I was diagnosed with this blessing in May 2004, after I had a severe vertigo attack. I didn't handle the news very well. I mean, being told you have an incurable disease with unpredictable symptoms and a pretty good chance you are going to lose your hearing sometime between now and when you die, that's not something one wants to hear every day. So, for a few months I went into a funk.....and threw myself a nice pity party and invited every one. The thought of some day not being able to hear Beethoven again, or my grandchildren's voices, or my own children's voices, or birds singing, the wind gently breezing through the trees, a gentle rain, Jeff, Jonathan, Bill, ANYone leading worship.....I started thinking of all of the amazing sounds of the Earth and of God's creatures. It was depressing.

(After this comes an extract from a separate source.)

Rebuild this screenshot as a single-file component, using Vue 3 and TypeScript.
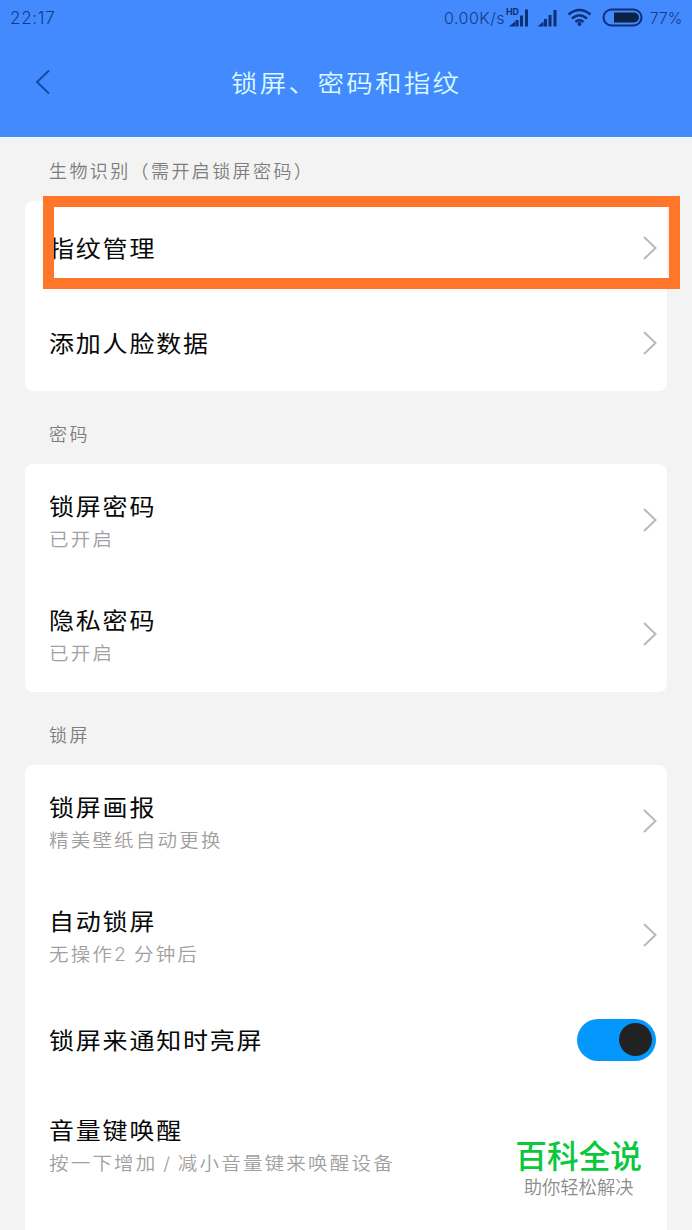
<script setup lang="ts">
interface Item {
  title: string
  note?: string
  toggle?: boolean
  arrow?: boolean
  marked?: boolean
}
interface Section {
  label: string
  items: Item[]
}

const sections: Section[] = [
  {
    label: '生物识别（需开启锁屏密码）',
    items: [
      { title: '指纹管理', arrow: true, marked: true },
      { title: '添加人脸数据', arrow: true },
    ],
  },
  {
    label: '密码',
    items: [
      { title: '锁屏密码', note: '已开启', arrow: true },
      { title: '隐私密码', note: '已开启', arrow: true },
    ],
  },
  {
    label: '锁屏',
    items: [
      { title: '锁屏画报', note: '精美壁纸自动更换', arrow: true },
      { title: '自动锁屏', note: '无操作2 分钟后', arrow: true },
      { title: '锁屏来通知时亮屏', toggle: true },
      { title: '音量键唤醒', note: '按一下增加 / 减小音量键来唤醒设备' },
    ],
  },
]
</script>

<template>
  <main class="screen">
    <header class="header">
      <div class="status">
        <span class="clock">22:17</span>
        <span class="speed">0.00K/s</span>
        <svg class="signals" width="144" height="36" viewBox="0 0 144 36">
          <g fill="#0d2f73">
            <path d="M3 26.500l6-5v5zM9.500 20h3v6.500h-3zM14 15.500h3v11h-3zM19 9.500h3v17h-3z" />
            <path d="M31.500 26.500l6-5v5zM38 19h3v7.500h-3zM42.500 15h3v11.500h-3zM47.500 10h3v16.500h-3z" />
          </g>
          <text class="hd" x="0" y="15" textLength="13" lengthAdjust="spacingAndGlyphs">HD</text>
          <g fill="none" stroke="#0d2f73" stroke-width="2.500">
            <path d="M62.500 14.500Q73.500 5.500 84.500 14.500" />
            <path d="M66 18.500Q73.500 12 81 18.500" />
            <path d="M69.500 22Q73.500 18.500 77.500 22" />
            <rect x="97.500" y="9.500" width="38" height="16" rx="8" stroke-width="2" />
          </g>
          <circle cx="73.500" cy="24" r="1.900" fill="#0d2f73" />
          <path d="M108 12.500h20a5 5 0 0 1 0 10h-20z" fill="#0b2145" />
        </svg>
        <span class="percent">77%</span>
      </div>
      <div class="bar">
        <svg class="back" width="16" height="26" viewBox="0 0 16 26">
          <path d="M14 1.500L2 13l12 11.500" fill="none" stroke="#164ba6" stroke-width="2" />
        </svg>
        <h1 class="heading">锁屏、密码和指纹</h1>
      </div>
    </header>

    <section v-for="section in sections" :key="section.label" class="section">
      <h2 class="label">{{ section.label }}</h2>
      <div class="card">
        <div
          v-for="item in section.items"
          :key="item.title"
          class="row"
          :class="{ tall: item.note }"
        >
          <div class="texts">
            <span class="title">{{ item.title }}</span>
            <span v-if="item.note" class="note">{{ item.note }}</span>
          </div>
          <svg v-if="item.arrow" class="arrow" width="16" height="26" viewBox="0 0 16 26">
            <path d="M3 2l11.500 11L3 24" fill="none" stroke="#b9b9b9" stroke-width="2" />
          </svg>
          <span v-if="item.toggle" class="toggle"><i class="knob"></i></span>
          <div v-if="item.marked" class="marker"></div>
        </div>
      </div>
    </section>

    <aside class="brand">
      <strong class="brand-name">百科全说</strong>
      <span class="brand-line">助你轻松解决</span>
    </aside>
  </main>
</template>

<style>
body {
  margin: 0;
  background: #f3f3f3;
}
</style>

<style scoped>
.screen {
  position: relative;
  width: 692px;
  height: 1230px;
  overflow: hidden;
  background: #f3f3f3;
  font-family: Inter, 'Noto Sans CJK SC', sans-serif;
  font-weight: 350;
}
.header {
  height: 137px;
  background: #438aff;
}
.status {
  display: flex;
  align-items: center;
  height: 36px;
  padding-left: 10px;
  font-size: 16px;
  font-weight: 350;
  color: #123b85;
  white-space: nowrap;
}
.clock {
  width: 434px;
  font-size: 17px;
  letter-spacing: 0.7px;
}
.speed {
  width: 62px;
  letter-spacing: 0.5px;
}
.signals {
  flex: none;
}
.hd {
  font: 700 9px Inter, sans-serif;
  fill: #0d2f73;
}
.percent {
  font-size: 15.500px;
}
.bar {
  display: flex;
  align-items: center;
  height: 92px;
  padding-left: 35px;
}
.back {
  margin-right: 180px;
}
.heading {
  margin: 0;
  padding-top: 2px;
  font-size: 26.500px;
  font-weight: 350;
  letter-spacing: 2.3px;
  line-height: 40px;
  color: #d9fbff;
  transform: scaleY(0.92);
}
.section {
  padding: 0 25px;
}
.label {
  display: flex;
  align-items: flex-end;
  box-sizing: border-box;
  height: 73px;
  margin: 0;
  padding: 0 24px 14px;
  font-size: 18px;
  font-weight: 350;
  letter-spacing: 2.400px;
  line-height: 30px;
  color: #7d7d7d;
}
.section:first-of-type .label {
  height: 64px;
}
.card {
  border-radius: 8px;
  background: #fff;
}
.section:last-of-type .card {
  height: 480px;
}
.row {
  position: relative;
  display: flex;
  align-items: center;
  justify-content: space-between;
  box-sizing: border-box;
  height: 95px;
  padding: 0 10px 2px 24px;
}
.row.tall {
  height: 114px;
}
.texts {
  display: flex;
  flex-direction: column;
  padding-top: 3px;
  white-space: nowrap;
}
.title {
  font-size: 25px;
  font-weight: 400;
  letter-spacing: 1.8px;
  line-height: 36px;
  color: #080808;
  transform: scaleY(0.91);
}
.note {
  font-size: 19.500px;
  letter-spacing: 2.200px;
  word-spacing: -2px;
  line-height: 30px;
  color: #a0a0a0;
  transform: scaleY(0.92);
}
.toggle {
  display: flex;
  align-items: center;
  justify-content: flex-end;
  box-sizing: border-box;
  width: 79px;
  height: 42px;
  margin-right: 1px;
  padding-right: 4px;
  border-radius: 21px;
  background: #0498ff;
}
.knob {
  width: 33px;
  height: 33px;
  border-radius: 50%;
  background: #222;
}
.marker {
  position: absolute;
  top: -5px;
  left: 18px;
  box-sizing: border-box;
  width: 637px;
  height: 93px;
  border: 11px solid #ff762b;
}
.brand {
  position: absolute;
  right: 50px;
  bottom: 30px;
  display: flex;
  flex-direction: column;
  align-items: center;
}
.brand-name {
  font-size: 31.700px;
  font-weight: 500;
  line-height: 34px;
  color: #09c83c;
}
.brand-line {
  font-size: 18.300px;
  line-height: 26px;
  color: #8c8c8c;
}
</style>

Until one day I was talking with my youngest daughter about losing my hearing, and what I was going to miss the most. Then God revealed his blessing to me. It didn't matter how much of my hearing I lost or didn't lose.....because no matter what, I would still hear His voice! And that's when this disease became a blessing. I have been fortunate, and I know it's been completely by the grace of God, to have had only 4 vertigo attacks in the past 15 years (the first 3 I didn't know what they were, so I've probably had this blessing for at least that long). That in and of itself is a blessing. My head may spin, my ears may ring and pop, the pressure may get so bad it feels like my ears are going to explode, my eyes may dance all over the place to where I can't focus on a thing, I may fall over and walk like a drunkard......it doesn't matter. Since that time I have had a greater appreciation for the Music of our Creator, and for the all the sounds we use to worship Him. "Who shall separate us from the love of Christ? shall tribulation, or distress, or persecution, or famine, or nakedness, or peril, or sword? ..... For I am persuaded, that neither death, nor life, nor angels, nor principalities, nor powers, nor things present, nor things to come, Nor height, nor depth, nor any other creature, shall be able to separate us from the love of God, which is in Christ Jesus our Lord." Romans 35; 38-39 I will always have His voice, His embrace, His love, in all I do and no matter what happens. This is why I call this disease a blessing.

This blessing has also brought me closer to my husband. For those of you who know us, you may notice that he's never very far away, usually right by my side. Yes, that's because he loves me. :) But he's also my "cane", my stability. He helps me steady myself when walking up or down stairs. He catches me when he sees me starting to tilt. He holds my hand when we walk so I can balance myself, and also because it's something we have always done since we first met. One day, when things were particularly bad, I broke down crying. Bob just grabbed my hands and started praying, asking God to heal me, to remove this disease, take away my suffering. During his prayer I heard the Lord tell me "not yet"......twice. Oh, the beautiful sound of Our Lord's voice! It didn't matter what He said. What mattered is I heard Him.

I missed our last small group meeting because of this blessing. I had been dizzy all day, my head was pounding, ears ringing and popping. After my husband left for small group, my daughter offered to make dinner. Not that I was hungry or anything! But by the time it was ready, I was feeling better and actually ate quite a bit. My headache had eased, the pressure in my ears lessened, ringing calmed down. I was actually able to enjoy an episode of Antiques Roadshow and focus my eyes enough to read. When my husband came home he told me they had all prayed for me. I asked him what time they had prayed. He said about 7:30. This was the exact time I started feeling better. I'd say that's a blessing! Praise the Lord!

And by the way......it was the New York Yankees, against the St. Louis Cardinals, 4 games to 0.